And when the Bodhisattva was ahungered, lo! Mara, the Evil One, approached him and said: "Thou art emaciated from fasts, and death is near. What good is thy exertion? Deign to live, and thou wilt be able to do good work." But the Sakyamuni made reply: "O thou friend of the indolent, thou wicked one; for what purpose hast thou come? Let the flesh waste away, if but the mind becomes more tranquil and attention more steadfast. What is life in this world? Death in battle is better to me than that I should live defeated."

And Mara withdrew, saying: "For seven years I have followed the Blessed One step by step, but I have found no fault in the Tathagata."

The Bodhisattva was shrunken and attenuated, and his body was like a withered branch; but the fame of his holiness spread in the surrounding countries, and people came from great distances to see him and receive his blessing. However, the Holy One was not satisfied. Seeking true wisdom he did not find it, and he came to the conclusion that mortification would not extinguish desire nor afford enlightenment in ecstatic contemplation.

Seated beneath a jambu-tree, he considered the state of his mind and the fruits of his mortification. His body had become weaker, nor had his fasts advanced him in his search for salvation, and therefore when he saw that it was not the right path, he proposed to abandon it. He went to bathe in the Neranjara River, but when he strove to leave the water he could not rise on account of his weakness. Then espying the branch of a tree and taking hold of it, he raised himself and left the stream. But while returning to his abode, he staggered and lay as though dead.

There was a chief herdsman living near the grove whose eldest daughter was called Nanda; and Nanda happened to pass by the spot where the Blessed One had swooned, and bowing down before him she offered him rice-milk and he accepted the gift. When he had partaken of the rice-milk all his limbs were refreshed, his mind became clear again, and he was strong to receive the highest enlightenment.

After this occurrence, the Bodhisattva again took some food.
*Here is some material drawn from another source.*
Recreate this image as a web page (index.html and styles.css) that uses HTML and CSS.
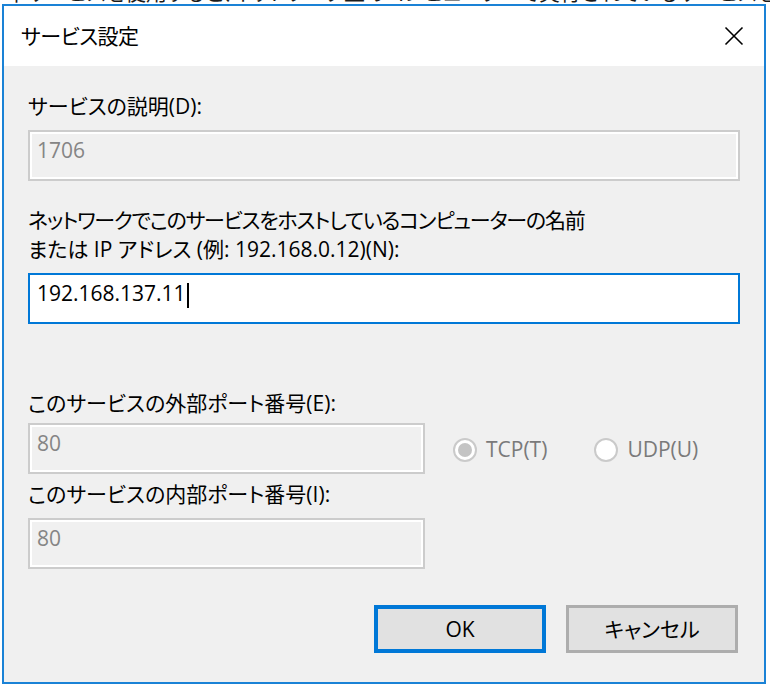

His disciples, having witnessed the scene of Nanda and observing the change in his mode of living, were filled with suspicion. They feared that Siddhattha's religious zeal was flagging and that he whom they had hitherto revered as their Master had become oblivious of his high purpose.

When the Bodhisattva saw the bhikkhus turning away from him, he felt sorry for their lack of confidence, and was aware of the loneliness of his life. Suppressing his grief he wandered on alone, and his disciples said, "Siddhattha leaves us to seek a more pleasant abode." MARA

MARA, THE EVIL ONE

THE Holy One directed his steps to that blessed Bodhitree beneath whose shade he was to accomplish his search. As he walked, the earth shook and a brilliant light transfigured the world. When he sat down the heavens resounded with joy and all living beings were filled with good cheer. Mara alone, lord of the five desires, bringer of death and enemy of truth, was grieved and rejoiced not. With his three daughters, Tanha, Raga and Arati, the tempters, and with his host of evil demons, he went to the place where the great samana sat. But Sakyamuni heeded him not. Mara uttered fear-inspiring threats and raised a whirlwind so that the skies were darkened and the ocean roared and trembled.

But the Blessed One under the Bodhi-tree remained calm and feared not. The Enlightened One knew that no harm could befall him.

The three daughters of Mara tempted the Bodhisattva, but he paid no attention to them, and when Mara saw that he could kindle no desire in the heart of the victorious samana, he ordered all the evil spirits at his command to attack him and overawe the great muni. But the Blessed One watched them as one would watch the harmless games of children. All the fierce hatred of the evil spirits was of no avail. The flames of hell became wholesome breezes of perfume, and the angry thunderbolts were changed into lotus-blossoms.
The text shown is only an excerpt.